▶ [SUPPLIED DATA]
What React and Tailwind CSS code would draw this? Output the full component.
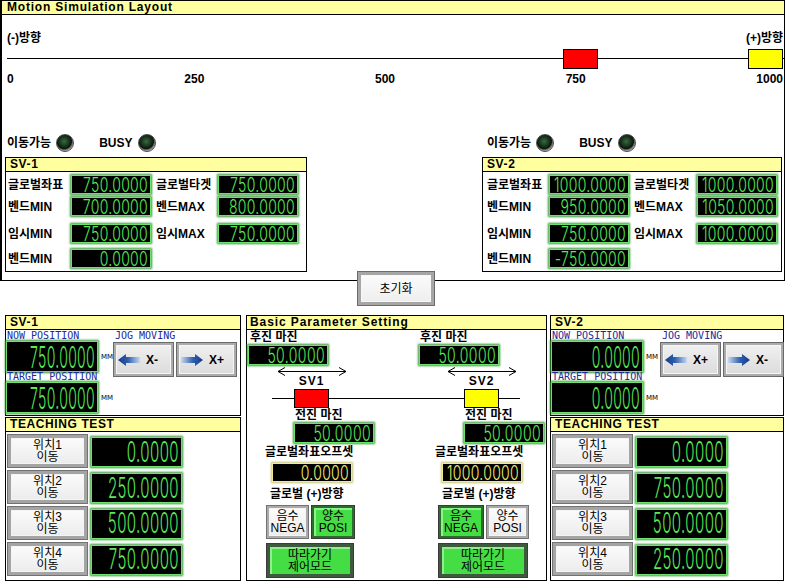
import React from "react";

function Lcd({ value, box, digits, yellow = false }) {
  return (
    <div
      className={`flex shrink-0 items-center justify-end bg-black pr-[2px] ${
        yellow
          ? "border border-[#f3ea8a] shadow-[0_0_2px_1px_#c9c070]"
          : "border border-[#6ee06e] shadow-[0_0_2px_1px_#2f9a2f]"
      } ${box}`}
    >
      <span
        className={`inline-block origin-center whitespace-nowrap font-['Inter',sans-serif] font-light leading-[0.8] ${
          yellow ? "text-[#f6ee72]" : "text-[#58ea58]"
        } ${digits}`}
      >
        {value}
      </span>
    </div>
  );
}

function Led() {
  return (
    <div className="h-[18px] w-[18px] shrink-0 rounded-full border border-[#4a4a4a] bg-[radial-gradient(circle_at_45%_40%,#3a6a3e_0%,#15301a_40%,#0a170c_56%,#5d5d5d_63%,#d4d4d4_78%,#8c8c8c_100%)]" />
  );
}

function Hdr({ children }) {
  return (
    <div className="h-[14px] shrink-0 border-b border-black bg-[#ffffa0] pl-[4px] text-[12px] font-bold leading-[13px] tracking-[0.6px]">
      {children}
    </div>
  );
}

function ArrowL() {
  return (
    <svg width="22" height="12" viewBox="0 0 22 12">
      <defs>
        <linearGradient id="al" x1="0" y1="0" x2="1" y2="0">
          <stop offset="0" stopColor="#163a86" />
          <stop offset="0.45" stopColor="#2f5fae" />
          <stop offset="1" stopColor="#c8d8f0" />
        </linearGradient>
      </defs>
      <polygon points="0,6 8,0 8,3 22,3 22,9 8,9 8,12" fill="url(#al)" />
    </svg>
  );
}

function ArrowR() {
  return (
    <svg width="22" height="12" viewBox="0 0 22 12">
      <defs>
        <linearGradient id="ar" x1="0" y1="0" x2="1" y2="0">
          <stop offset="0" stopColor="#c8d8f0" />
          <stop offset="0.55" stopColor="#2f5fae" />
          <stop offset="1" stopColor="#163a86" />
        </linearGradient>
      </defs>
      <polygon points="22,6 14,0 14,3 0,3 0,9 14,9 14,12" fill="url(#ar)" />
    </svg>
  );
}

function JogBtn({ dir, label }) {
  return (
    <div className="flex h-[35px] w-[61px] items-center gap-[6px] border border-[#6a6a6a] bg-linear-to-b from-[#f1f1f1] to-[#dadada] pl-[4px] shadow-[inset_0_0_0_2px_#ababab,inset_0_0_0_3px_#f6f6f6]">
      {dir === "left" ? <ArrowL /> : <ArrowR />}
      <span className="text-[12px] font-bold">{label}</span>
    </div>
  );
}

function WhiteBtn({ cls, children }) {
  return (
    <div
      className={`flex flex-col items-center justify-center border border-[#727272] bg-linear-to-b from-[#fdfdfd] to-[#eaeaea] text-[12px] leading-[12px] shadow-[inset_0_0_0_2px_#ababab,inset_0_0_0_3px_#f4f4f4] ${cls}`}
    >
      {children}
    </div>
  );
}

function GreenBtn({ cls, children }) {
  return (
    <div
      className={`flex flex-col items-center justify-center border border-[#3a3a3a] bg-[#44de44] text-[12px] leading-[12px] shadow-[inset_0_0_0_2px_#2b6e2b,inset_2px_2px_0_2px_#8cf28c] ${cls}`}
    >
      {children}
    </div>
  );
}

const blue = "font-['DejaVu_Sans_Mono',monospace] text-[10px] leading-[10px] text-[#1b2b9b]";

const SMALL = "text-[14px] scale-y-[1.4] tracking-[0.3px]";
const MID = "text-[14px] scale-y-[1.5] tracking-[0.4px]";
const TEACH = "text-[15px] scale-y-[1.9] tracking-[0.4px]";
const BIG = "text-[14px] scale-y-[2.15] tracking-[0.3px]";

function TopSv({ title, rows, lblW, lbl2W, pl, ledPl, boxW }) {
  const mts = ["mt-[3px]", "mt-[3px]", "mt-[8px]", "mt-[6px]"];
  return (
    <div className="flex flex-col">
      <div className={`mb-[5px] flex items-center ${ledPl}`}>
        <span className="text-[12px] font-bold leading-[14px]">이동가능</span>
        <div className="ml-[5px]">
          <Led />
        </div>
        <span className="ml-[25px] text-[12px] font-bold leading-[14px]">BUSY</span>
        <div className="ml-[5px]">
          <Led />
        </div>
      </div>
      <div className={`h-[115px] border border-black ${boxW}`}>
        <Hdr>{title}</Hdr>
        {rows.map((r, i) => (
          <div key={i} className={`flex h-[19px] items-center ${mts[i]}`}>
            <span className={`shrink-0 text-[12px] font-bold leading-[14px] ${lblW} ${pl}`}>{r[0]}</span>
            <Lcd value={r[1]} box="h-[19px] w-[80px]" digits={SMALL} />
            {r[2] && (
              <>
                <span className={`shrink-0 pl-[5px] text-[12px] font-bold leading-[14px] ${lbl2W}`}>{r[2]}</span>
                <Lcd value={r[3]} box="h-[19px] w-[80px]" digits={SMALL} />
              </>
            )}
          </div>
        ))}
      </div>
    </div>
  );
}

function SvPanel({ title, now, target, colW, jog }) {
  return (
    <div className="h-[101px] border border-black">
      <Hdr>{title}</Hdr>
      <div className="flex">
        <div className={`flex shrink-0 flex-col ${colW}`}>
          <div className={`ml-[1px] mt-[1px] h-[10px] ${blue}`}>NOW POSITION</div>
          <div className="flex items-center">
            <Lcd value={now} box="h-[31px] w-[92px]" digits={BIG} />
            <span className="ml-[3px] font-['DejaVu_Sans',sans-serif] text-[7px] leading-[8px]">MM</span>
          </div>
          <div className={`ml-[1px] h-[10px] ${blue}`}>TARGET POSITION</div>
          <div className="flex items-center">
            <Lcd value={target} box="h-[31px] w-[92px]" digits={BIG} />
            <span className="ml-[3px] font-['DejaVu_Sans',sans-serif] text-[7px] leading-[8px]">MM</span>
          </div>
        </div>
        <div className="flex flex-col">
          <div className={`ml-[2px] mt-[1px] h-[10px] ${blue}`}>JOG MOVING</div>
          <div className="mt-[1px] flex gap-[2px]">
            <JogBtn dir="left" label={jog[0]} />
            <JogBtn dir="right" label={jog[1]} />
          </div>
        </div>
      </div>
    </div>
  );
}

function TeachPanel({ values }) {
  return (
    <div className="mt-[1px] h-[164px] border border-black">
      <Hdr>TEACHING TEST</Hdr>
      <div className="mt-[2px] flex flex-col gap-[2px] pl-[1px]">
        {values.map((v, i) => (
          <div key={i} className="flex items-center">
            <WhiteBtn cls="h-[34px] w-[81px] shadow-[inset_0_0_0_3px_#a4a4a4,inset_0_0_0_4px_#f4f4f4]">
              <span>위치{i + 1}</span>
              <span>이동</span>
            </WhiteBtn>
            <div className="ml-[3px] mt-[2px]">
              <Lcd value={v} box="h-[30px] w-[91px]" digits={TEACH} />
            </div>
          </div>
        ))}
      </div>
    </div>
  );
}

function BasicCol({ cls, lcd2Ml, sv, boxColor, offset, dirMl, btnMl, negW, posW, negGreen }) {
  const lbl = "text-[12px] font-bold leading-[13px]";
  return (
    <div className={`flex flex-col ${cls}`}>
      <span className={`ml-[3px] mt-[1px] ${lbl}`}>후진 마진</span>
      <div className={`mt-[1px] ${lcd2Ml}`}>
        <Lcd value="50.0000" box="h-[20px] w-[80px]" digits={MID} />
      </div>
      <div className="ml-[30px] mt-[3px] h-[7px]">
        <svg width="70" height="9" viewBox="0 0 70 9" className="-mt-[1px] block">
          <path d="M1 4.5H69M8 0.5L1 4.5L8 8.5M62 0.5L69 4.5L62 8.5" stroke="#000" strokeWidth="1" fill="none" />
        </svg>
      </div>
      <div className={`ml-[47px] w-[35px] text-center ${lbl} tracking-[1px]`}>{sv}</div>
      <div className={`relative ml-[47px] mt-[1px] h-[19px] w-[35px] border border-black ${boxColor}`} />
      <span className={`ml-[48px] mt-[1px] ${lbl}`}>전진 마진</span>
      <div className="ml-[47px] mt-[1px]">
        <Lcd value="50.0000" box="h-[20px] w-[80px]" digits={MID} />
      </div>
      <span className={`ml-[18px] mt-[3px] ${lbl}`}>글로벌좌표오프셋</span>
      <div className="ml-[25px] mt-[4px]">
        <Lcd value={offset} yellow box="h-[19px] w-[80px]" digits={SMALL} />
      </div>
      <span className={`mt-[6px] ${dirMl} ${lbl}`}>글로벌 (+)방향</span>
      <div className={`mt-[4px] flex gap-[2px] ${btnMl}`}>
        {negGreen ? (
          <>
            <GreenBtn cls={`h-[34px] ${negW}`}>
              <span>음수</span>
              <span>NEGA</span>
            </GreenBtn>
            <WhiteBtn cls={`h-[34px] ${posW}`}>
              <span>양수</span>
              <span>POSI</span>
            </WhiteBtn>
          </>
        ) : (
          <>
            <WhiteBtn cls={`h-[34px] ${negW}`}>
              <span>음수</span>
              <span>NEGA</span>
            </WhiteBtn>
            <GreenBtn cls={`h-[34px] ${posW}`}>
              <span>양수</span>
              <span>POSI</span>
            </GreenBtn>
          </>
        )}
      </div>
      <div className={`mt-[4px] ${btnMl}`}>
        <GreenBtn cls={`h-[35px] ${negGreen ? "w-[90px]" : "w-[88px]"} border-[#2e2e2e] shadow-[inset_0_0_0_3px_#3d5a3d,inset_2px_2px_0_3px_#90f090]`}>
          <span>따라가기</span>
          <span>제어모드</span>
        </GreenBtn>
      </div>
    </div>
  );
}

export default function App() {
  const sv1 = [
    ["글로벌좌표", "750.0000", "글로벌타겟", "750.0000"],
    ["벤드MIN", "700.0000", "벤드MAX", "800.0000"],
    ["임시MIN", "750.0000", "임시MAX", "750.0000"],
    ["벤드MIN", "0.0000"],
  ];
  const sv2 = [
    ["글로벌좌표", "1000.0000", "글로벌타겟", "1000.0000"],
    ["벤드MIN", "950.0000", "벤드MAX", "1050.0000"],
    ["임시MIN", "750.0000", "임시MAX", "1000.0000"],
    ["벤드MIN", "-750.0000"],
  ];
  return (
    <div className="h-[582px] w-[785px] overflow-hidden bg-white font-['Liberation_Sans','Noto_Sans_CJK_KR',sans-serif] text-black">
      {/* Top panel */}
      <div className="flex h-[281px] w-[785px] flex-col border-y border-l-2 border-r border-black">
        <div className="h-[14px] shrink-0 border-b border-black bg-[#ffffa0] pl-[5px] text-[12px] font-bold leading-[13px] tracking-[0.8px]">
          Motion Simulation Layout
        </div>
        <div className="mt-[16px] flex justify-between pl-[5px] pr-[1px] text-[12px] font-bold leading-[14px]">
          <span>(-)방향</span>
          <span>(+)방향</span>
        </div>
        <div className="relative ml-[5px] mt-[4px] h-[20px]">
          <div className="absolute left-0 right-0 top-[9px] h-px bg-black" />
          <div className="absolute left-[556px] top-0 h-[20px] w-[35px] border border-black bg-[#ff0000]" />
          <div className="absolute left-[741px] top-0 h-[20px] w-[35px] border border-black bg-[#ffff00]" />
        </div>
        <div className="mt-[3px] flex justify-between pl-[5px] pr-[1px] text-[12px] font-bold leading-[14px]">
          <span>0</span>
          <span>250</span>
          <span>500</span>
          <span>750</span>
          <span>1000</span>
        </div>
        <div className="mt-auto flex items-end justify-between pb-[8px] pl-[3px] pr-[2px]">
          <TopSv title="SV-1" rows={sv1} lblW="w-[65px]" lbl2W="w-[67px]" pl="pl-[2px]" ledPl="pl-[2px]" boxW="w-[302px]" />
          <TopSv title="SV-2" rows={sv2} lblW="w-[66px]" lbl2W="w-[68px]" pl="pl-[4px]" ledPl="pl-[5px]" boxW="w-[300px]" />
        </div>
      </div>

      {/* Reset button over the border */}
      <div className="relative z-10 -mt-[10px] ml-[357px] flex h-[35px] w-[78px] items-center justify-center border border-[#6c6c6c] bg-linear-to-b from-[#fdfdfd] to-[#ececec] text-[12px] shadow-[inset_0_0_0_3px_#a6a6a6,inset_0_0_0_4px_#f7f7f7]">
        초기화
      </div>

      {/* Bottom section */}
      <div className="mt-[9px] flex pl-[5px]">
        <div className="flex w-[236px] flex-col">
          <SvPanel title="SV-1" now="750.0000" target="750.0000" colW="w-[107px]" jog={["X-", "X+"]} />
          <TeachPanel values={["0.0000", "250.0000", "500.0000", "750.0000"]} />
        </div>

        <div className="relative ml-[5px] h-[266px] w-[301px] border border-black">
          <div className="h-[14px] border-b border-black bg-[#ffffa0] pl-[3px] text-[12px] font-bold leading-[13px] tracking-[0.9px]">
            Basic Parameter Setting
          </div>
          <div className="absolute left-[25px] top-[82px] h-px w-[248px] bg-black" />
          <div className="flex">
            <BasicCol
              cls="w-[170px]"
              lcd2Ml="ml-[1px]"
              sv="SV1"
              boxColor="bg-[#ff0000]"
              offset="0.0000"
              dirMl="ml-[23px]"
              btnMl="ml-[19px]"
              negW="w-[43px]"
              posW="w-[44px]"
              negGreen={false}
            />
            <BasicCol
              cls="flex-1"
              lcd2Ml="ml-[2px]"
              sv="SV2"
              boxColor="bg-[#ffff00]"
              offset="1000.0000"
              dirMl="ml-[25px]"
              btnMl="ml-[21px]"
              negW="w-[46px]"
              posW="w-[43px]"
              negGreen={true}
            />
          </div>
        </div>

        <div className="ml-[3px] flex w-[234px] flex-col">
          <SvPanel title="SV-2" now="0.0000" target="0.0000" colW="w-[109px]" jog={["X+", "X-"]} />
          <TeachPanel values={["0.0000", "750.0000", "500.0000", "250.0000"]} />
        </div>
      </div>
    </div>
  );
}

▶ [WHAT YOU SHOULD DO] Skip every picture and return the lines above from the top through the one that contains "import React from".

▶ [PROBLEM SOLUTION]
What React and Tailwind CSS code would draw this? Output the full component.
import React from "react";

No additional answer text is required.